Why isn’t dental included in Medicare? Are any parties promising better dental care?

For years, oral health has highlighted growing inequalities in Australia between the rich and poor. 

While a visit to your local GP is either partly or entirely covered by Medicare, only a fraction of the population can access government-funded dental check-ups.

That’s not because oral health isn’t important – in fact, it’s closely associated with a wide range of conditions like diabetes and heart disease.

But like most things in politics, this all comes down to money, and a decision made almost five decades ago.

Let’s go back to the beginning. Why wasn’t dental initially included in Medicare?

Gough Whitlam gives an interview on election night in 1972 after he was voted in as prime minister.
Gough Whitlam didn’t want to bite off more than he could chew. (ABC News)

The Whitlam government originally wanted to include dental in Medibank in 1974 – the precursor to Medicare.

But negotiations with doctors consumed all the government’s efforts and Gough Whitlam didn’t want to bite off more than he could chew with dentists as well.

It was also going to be costly.

Since then, we’ve seen various governments try to reform the dental system but, despite the efforts of those in power, a huge gap in care remains.

Do we have public dental systems now?

The rules vary depending on where you live, but typically children and adults on concession cards are eligible for free basic services like check-ups, fillings and root canals.

The states and territories run and fund these dental clinics with help from the federal government.

The Australian Dental Association estimates about eight million of us are eligible for these clinics, but only about 180,000 Australians use them each year, with waiting lists for treatments more than two years long in some states.

As a result, many people are struggling to get the timely care they need and wind up needing emergency care later on, with more than 800,000 GP consultations and hospital admissions each year for dental conditions alone.

Who is calling for dental to be better funded and why?

Groups like the Consumers Health Forum of Australia, the Australian Dental Association and the Grattan Institute have all called for the federal government to expand publicly funded dental care.

In 2019, the Grattan Institute published the report Filling the Gap, which called on the federal government to take responsibility for funding primary care through a universal scheme.

The figures are a stark reminder of why.

People on public dental waiting lists have far worse outcomes than those who can afford private care, with data from the Australian Dental Association showing about one-third of the millions of Australians eligible for public dentistry avoid food because of problems with their teeth.

Poor oral health is also associated with several chronic diseases – including stroke and cardiovascular disease, oral cancers, diabetes and even lung conditions – and First Nations people, poorer Australians and those in regional and remote areas are most at risk.

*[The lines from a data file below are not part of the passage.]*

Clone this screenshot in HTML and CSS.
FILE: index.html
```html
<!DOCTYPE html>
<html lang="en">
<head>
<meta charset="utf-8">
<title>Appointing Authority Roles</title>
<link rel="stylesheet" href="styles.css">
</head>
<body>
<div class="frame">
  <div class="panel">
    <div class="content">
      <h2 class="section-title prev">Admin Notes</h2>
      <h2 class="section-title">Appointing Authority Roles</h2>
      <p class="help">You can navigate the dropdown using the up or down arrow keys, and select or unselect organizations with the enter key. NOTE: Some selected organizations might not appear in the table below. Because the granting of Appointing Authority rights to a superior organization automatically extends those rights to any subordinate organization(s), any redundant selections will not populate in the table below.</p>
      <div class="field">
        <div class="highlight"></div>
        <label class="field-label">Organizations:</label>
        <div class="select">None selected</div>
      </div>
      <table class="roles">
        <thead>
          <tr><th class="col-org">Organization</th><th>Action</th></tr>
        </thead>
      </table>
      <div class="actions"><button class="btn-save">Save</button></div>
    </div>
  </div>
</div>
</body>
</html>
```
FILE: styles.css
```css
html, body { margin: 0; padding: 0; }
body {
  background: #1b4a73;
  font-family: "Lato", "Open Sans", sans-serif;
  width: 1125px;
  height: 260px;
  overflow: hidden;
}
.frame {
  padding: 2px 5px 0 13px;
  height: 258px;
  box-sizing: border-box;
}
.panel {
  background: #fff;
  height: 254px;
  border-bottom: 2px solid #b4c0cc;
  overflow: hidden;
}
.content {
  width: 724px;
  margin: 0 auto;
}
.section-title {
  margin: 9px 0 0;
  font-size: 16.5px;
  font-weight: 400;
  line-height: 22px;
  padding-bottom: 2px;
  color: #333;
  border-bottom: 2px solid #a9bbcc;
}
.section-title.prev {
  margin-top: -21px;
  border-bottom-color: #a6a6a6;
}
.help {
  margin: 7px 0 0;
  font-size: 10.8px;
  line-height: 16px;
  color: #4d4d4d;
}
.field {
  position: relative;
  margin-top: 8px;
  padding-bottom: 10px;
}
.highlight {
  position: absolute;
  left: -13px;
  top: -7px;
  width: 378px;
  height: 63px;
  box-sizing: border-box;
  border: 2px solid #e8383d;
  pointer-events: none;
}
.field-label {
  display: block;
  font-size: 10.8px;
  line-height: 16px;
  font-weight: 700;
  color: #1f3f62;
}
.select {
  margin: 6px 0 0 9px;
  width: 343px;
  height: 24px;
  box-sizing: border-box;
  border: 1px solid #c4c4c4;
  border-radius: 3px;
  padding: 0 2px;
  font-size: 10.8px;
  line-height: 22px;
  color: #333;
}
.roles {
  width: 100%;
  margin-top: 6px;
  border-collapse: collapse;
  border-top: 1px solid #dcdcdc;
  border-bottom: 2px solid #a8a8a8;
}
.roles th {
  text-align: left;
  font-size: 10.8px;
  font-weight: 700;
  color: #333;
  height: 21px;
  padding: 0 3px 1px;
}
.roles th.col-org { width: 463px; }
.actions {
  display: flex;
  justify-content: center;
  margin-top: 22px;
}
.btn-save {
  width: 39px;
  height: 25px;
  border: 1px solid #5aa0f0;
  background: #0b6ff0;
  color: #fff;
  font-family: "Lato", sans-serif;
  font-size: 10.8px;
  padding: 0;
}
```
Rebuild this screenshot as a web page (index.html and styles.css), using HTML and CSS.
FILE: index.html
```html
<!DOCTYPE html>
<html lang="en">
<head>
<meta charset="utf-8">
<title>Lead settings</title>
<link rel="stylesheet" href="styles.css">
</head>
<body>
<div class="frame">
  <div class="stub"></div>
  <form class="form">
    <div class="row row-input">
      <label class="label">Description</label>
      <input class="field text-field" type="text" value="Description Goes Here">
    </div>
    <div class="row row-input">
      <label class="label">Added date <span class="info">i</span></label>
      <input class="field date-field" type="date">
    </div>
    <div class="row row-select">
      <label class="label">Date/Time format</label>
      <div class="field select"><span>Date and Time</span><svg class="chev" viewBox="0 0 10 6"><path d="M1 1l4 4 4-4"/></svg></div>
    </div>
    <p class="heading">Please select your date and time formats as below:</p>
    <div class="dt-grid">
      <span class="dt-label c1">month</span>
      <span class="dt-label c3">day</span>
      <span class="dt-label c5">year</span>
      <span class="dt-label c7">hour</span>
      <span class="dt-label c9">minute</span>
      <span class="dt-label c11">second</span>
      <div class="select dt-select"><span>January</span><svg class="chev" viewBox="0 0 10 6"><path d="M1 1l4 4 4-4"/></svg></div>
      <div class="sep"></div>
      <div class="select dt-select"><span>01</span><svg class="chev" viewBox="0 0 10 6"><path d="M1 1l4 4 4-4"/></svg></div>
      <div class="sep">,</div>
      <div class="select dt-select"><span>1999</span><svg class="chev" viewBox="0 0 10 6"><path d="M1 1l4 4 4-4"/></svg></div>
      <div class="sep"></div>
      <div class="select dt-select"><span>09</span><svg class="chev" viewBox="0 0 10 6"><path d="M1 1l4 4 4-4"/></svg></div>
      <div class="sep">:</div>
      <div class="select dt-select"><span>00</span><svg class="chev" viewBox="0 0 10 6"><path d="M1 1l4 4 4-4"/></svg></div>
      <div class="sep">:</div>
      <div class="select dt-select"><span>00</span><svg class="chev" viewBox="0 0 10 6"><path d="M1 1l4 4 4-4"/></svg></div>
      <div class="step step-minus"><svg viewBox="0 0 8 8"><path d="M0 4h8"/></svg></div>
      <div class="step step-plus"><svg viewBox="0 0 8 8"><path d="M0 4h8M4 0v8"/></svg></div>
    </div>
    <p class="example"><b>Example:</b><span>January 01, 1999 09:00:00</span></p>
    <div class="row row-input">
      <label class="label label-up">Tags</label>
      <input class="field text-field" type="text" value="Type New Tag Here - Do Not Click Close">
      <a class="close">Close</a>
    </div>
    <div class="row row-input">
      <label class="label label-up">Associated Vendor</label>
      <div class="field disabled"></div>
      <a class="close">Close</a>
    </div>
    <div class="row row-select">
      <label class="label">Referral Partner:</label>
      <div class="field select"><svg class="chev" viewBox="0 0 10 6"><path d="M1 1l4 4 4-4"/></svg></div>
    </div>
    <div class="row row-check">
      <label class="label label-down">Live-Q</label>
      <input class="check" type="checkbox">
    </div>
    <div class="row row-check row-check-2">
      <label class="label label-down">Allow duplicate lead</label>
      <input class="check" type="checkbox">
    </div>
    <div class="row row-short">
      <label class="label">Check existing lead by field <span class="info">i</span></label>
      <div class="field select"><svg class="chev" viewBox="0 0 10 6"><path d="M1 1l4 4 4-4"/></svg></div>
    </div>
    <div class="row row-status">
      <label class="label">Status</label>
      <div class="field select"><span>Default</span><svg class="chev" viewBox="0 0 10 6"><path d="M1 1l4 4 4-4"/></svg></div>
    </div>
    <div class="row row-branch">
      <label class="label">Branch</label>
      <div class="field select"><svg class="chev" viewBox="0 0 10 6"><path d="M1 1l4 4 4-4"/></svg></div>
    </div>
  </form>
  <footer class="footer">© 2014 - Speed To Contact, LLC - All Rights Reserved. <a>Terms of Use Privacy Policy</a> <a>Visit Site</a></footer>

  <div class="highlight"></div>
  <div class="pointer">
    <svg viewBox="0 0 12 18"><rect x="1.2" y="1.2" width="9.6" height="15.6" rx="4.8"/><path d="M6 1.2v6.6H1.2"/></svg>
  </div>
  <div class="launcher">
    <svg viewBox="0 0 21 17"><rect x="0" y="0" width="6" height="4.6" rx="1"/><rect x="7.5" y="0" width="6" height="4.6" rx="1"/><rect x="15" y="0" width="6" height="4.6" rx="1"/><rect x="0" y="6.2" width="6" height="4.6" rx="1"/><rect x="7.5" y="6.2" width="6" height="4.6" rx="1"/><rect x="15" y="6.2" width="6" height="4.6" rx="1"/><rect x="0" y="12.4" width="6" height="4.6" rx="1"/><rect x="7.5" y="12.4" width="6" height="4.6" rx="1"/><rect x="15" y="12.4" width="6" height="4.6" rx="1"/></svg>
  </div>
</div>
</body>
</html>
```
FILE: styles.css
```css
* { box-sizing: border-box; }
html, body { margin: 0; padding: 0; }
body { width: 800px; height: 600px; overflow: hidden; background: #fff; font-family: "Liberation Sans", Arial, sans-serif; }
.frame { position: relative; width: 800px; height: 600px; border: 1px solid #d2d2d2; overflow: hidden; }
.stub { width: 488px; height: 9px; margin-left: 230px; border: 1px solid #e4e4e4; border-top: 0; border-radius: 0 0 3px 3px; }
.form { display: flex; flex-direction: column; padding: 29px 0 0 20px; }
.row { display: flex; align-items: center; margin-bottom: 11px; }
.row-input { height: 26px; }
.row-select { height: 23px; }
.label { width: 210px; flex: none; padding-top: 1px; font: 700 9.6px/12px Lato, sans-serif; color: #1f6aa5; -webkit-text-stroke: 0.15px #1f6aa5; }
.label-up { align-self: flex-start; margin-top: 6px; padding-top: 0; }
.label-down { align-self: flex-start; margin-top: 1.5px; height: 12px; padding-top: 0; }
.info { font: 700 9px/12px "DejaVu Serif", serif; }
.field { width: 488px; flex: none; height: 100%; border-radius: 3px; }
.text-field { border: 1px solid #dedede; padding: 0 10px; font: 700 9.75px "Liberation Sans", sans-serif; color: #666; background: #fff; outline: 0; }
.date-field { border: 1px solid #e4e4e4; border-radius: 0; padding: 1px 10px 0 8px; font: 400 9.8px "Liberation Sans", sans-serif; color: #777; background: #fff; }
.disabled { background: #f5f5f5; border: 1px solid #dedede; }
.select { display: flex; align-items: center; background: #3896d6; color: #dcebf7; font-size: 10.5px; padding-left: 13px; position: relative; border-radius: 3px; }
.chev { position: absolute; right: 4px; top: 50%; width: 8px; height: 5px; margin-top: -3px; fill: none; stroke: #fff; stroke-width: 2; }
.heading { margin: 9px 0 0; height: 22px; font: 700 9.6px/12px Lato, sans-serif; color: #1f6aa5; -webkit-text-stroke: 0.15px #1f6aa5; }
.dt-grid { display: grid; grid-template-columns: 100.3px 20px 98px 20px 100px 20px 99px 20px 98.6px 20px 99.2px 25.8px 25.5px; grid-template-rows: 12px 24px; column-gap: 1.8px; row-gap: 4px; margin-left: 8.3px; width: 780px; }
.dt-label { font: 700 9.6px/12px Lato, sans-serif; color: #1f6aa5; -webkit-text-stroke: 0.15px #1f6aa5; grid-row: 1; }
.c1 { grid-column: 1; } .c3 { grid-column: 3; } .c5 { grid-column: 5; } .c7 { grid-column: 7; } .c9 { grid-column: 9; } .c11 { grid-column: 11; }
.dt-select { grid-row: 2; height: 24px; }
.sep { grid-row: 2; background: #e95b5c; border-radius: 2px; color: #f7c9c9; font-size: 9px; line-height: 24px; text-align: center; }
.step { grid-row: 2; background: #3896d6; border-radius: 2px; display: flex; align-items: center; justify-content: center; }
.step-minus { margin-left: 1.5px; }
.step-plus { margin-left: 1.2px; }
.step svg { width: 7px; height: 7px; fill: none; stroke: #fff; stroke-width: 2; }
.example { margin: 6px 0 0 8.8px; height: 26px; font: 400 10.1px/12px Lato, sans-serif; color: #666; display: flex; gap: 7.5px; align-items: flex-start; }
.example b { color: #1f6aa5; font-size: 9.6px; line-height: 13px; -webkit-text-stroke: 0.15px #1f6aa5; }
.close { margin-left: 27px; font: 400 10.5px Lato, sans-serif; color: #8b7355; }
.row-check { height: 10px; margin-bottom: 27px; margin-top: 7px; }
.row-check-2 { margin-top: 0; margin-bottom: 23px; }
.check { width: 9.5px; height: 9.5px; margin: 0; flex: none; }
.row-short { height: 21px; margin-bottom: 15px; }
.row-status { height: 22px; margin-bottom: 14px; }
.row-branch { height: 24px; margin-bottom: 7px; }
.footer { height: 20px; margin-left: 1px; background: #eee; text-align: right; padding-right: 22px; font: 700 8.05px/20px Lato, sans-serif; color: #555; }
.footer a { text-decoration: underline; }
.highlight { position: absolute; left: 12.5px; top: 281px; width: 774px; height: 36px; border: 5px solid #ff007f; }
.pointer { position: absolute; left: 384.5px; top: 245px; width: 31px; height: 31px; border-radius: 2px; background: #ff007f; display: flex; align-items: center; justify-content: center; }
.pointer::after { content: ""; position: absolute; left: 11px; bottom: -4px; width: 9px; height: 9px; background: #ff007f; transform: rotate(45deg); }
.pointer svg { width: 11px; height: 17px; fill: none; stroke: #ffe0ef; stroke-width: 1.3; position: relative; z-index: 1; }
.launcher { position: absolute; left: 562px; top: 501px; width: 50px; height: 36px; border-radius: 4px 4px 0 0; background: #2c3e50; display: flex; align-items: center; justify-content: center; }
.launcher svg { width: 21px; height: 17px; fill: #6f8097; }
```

Are any parties promising better dental care in the election campaign?

So far, the Greens are the only party promising universal access to free dental care, taking a $77.6 billion pledge over 10 years to the federal election.

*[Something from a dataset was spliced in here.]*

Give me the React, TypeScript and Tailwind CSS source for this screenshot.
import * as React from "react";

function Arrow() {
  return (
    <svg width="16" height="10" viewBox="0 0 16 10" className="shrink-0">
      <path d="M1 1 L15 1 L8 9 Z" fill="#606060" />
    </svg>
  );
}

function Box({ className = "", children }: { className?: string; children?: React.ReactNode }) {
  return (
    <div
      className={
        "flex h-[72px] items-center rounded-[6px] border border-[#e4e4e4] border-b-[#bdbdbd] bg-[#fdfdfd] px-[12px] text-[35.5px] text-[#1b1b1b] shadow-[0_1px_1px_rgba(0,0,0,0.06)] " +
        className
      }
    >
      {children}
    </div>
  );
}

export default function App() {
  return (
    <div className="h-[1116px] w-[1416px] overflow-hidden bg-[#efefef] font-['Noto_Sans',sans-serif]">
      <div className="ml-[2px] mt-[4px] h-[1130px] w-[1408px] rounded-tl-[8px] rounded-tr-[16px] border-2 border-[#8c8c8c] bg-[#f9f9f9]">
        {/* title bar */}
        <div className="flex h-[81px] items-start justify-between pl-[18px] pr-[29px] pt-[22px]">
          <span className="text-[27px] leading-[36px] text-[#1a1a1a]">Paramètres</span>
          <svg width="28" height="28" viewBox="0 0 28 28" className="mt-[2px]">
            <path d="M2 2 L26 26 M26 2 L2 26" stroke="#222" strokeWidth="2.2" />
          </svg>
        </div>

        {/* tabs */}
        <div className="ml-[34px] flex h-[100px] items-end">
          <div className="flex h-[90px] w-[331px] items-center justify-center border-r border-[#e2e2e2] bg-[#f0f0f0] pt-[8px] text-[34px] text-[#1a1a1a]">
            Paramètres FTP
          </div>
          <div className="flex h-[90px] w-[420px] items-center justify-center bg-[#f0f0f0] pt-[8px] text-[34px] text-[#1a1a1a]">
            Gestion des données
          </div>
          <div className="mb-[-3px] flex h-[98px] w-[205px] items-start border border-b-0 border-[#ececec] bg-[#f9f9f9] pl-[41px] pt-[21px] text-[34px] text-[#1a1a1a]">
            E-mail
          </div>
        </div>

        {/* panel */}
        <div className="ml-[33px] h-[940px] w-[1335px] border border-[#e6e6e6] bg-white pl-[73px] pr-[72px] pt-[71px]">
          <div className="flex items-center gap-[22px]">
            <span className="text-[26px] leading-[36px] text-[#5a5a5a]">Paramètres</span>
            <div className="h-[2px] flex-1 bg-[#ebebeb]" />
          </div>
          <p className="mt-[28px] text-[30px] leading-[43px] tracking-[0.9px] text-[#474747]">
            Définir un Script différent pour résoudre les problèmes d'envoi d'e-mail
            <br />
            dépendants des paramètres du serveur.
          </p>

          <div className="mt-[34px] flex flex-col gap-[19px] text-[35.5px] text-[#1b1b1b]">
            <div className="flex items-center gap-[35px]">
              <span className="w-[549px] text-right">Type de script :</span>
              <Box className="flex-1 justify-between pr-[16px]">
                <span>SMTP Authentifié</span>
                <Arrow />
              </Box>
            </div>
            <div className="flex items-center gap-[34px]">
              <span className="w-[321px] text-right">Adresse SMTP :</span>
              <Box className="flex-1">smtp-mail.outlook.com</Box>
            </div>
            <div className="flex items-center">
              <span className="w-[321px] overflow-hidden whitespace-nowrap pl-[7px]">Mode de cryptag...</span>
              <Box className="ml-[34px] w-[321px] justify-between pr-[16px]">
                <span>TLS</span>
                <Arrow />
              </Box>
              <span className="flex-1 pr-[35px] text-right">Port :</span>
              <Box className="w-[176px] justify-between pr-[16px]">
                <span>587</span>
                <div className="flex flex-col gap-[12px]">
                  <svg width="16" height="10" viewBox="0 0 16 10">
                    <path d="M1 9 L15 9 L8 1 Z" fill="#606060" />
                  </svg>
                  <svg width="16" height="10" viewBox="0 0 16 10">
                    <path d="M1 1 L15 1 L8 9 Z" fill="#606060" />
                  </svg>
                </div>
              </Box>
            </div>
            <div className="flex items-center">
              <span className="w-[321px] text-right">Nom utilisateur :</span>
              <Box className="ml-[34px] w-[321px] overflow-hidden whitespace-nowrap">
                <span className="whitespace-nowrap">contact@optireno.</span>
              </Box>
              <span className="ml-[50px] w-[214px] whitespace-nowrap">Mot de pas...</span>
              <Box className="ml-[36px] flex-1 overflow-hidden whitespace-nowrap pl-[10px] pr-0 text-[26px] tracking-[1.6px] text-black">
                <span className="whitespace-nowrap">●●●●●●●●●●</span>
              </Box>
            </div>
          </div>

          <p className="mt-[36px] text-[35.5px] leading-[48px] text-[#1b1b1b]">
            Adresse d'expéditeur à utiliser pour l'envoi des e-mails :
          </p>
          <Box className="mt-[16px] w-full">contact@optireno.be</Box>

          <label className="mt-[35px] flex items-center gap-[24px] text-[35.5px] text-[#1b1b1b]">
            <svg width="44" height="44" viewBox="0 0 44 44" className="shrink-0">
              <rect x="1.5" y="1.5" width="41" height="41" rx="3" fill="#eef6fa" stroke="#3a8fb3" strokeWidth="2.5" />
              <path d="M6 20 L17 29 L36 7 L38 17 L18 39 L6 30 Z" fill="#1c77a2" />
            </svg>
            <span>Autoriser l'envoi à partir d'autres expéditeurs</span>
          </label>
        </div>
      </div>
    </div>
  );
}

The Coalition argues dental and oral health is a “key part” of primary care and is extending its agreement with the states to fund public dental for another year.

Federal Labor argues it remains committed to its “long-term” goal of expanding Medicare to dental health services – but hasn’t specified a time frame.

How much would it cost?

Like many other things in politics, money is perhaps the biggest hurdle to a universal dental scheme.

Overall, about $9.5 billion was spent on dental services in 2019–20, according to the Australian Institute of Health and Welfare – the bulk of it paid for by out-of-pocket costs.

Adam Bandt stands behind a lectern with his thumb up.
Greens leader Adam Bandt says their policy would be funded by a tycoon tax. (AAP: Gary Ramage)

The Greens’ dental pledge equates to about $7.8 billion a year and is based on advice from the Parliamentary Budget Office, an independent agency that reports to parliament – but it’s worth noting the PBO warned the supply of qualified dentists to run the scheme couldn’t be guaranteed.

In 2019, the Grattan Institute estimated the cost of a fully operational universal scheme would be about $6.5 billion a year, which it argues would operate like Medicare, with the federal government setting a fee schedule and paying public dental services and private dental practices for the services provided.

But just as having a fully funded public dental system would be expensive, not having one also comes at a cost.